Assuming the clock tower is worth photographing. It looks like a French municipal building was air-dropped into an Ottoman courtyard, because essentially it was. Photograph it if you want to explain the obelisk story. Otherwise your time is better spent at the tomb.
Leaving without walking to the north terrace. The view of Cairo from the terrace north of the mosque, with the medieval minarets of the old city spreading below and the Pyramids visible in the distance on clear mornings, is the most complete visual summary of Egyptian history available from a single point. No one tells you to go there. Go there.
Going on a Friday afternoon. The mosque closes during Friday prayer, and the entire Citadel area becomes significantly more congested as worshippers arrive and depart. If Friday is your only option, arrive before 11am.
Practical Tips
Dress conservatively. The mosque is an active place of worship, and visitors in shorts or sleeveless tops will be offered robes at the entrance, which costs time and EGP 10 to 20 in tips. Women should bring a scarf. This is not a suggestion.
Bring your own water. The vendors inside the Citadel walls sell water at two to three times the street price. There is a reasonable kiosk just outside the main Citadel gate where prices are normal.
The Citadel ticket covers multiple sites within the walls. Use it. The Gawhara Palace museum contains Mohamed Ali's original reception halls and furniture, including European-made pieces that show exactly how aggressively his court was trying to signal modernity and proximity to European powers in the 1840s. It takes forty minutes and is usually nearly empty.

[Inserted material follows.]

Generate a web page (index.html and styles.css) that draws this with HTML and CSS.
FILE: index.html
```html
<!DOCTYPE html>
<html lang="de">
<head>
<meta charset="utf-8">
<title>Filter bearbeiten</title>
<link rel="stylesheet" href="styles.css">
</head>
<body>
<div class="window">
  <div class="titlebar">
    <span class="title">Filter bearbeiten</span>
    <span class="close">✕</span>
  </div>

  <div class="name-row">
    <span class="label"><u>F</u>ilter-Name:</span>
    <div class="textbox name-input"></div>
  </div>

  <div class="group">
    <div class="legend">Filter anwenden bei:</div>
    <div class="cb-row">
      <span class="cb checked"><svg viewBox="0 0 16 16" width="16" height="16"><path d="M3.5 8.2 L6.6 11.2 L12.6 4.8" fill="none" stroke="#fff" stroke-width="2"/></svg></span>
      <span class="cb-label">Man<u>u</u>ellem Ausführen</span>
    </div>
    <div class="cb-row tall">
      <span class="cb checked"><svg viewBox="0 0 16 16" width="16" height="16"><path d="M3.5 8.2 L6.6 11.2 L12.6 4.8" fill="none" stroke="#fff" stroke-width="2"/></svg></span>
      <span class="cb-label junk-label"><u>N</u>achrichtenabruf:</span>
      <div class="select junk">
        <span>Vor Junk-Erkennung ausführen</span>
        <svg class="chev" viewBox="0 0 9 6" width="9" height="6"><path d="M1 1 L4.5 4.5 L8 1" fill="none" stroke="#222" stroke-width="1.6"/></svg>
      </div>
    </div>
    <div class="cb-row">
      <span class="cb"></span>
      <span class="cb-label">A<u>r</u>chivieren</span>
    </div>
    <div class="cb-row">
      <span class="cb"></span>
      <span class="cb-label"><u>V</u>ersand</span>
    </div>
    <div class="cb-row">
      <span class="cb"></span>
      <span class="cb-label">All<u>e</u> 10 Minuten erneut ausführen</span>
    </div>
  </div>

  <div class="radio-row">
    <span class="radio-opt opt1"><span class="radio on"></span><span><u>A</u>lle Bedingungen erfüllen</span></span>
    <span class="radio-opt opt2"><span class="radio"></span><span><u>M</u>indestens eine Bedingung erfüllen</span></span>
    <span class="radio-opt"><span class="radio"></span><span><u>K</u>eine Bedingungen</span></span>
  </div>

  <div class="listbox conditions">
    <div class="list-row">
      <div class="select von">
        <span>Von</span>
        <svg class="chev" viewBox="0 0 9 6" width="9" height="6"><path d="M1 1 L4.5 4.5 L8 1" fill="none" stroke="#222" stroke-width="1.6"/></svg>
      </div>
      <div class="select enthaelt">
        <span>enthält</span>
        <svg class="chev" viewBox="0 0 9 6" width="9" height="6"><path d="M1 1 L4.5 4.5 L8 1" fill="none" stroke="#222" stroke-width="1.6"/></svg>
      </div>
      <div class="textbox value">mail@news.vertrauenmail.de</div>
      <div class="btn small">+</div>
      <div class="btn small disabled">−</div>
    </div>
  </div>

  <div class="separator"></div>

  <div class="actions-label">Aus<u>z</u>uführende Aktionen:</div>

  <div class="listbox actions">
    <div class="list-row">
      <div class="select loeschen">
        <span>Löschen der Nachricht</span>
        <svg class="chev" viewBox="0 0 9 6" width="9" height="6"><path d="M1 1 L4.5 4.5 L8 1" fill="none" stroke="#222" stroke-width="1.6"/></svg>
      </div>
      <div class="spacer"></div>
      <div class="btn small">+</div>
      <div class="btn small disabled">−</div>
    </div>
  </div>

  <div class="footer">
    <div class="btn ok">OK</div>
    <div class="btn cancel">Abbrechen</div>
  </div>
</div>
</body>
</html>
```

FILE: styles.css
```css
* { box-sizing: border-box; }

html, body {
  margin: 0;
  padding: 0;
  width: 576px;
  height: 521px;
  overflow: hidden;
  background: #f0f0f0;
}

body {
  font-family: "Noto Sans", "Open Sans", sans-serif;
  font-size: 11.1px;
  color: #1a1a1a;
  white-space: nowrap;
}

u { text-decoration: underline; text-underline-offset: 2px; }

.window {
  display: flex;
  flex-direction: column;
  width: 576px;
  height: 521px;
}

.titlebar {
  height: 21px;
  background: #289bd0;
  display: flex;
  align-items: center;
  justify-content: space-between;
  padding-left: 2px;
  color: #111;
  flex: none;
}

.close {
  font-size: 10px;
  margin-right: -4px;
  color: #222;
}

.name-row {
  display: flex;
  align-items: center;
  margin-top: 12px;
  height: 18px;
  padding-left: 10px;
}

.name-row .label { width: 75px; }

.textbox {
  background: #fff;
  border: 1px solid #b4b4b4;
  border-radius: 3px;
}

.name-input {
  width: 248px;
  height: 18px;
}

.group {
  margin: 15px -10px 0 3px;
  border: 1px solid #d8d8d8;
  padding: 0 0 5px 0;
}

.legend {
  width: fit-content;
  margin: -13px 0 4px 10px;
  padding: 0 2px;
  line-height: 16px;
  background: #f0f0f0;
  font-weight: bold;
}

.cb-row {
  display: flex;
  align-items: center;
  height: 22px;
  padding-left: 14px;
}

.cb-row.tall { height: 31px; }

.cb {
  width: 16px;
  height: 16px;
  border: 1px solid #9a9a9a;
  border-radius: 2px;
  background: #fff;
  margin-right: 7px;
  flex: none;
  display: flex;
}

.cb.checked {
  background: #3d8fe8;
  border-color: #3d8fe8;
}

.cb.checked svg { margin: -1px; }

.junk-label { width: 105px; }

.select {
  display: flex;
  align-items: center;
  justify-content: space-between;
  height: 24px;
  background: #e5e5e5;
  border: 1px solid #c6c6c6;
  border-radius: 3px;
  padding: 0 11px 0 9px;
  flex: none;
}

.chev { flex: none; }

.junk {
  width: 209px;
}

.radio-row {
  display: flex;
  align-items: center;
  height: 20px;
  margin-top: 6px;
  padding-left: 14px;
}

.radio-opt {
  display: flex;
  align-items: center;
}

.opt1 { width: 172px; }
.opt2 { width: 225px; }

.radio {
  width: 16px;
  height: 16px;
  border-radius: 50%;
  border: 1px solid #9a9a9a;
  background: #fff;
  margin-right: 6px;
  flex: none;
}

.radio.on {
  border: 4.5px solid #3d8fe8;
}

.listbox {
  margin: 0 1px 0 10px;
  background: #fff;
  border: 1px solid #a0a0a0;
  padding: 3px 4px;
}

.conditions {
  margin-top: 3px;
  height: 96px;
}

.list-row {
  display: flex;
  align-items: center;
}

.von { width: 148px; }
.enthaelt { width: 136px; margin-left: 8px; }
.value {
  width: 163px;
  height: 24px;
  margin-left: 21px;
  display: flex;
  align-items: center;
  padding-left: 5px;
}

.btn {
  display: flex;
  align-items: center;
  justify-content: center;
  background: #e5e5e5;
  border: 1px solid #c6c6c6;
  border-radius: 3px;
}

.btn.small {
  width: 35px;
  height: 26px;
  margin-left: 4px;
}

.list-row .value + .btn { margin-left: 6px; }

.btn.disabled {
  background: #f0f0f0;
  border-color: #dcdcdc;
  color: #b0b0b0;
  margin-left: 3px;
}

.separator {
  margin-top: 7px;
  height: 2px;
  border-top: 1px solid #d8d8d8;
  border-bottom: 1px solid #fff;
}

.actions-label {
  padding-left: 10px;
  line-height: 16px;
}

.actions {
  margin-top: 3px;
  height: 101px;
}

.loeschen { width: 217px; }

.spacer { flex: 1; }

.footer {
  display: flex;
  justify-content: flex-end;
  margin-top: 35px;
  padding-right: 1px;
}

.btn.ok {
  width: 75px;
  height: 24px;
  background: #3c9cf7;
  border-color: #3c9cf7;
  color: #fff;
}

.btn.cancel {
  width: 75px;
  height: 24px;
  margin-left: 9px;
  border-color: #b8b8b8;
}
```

If you are coming from Coptic Cairo or Khan el-Khalili, both are within a fifteen-minute taxi ride. A logical half-day combines the Citadel with Al-Azhar Mosque and the Khan, keeping to the Islamic Cairo district without the pyramid-and-mosque loop that tour operators sell and which exhausts everyone by 2pm.
Photography inside the mosque is permitted without flash. The light through the upper windows in morning hours is the best available. The dome interior, shot from directly beneath with a wide lens, is the frame that justifies the effort.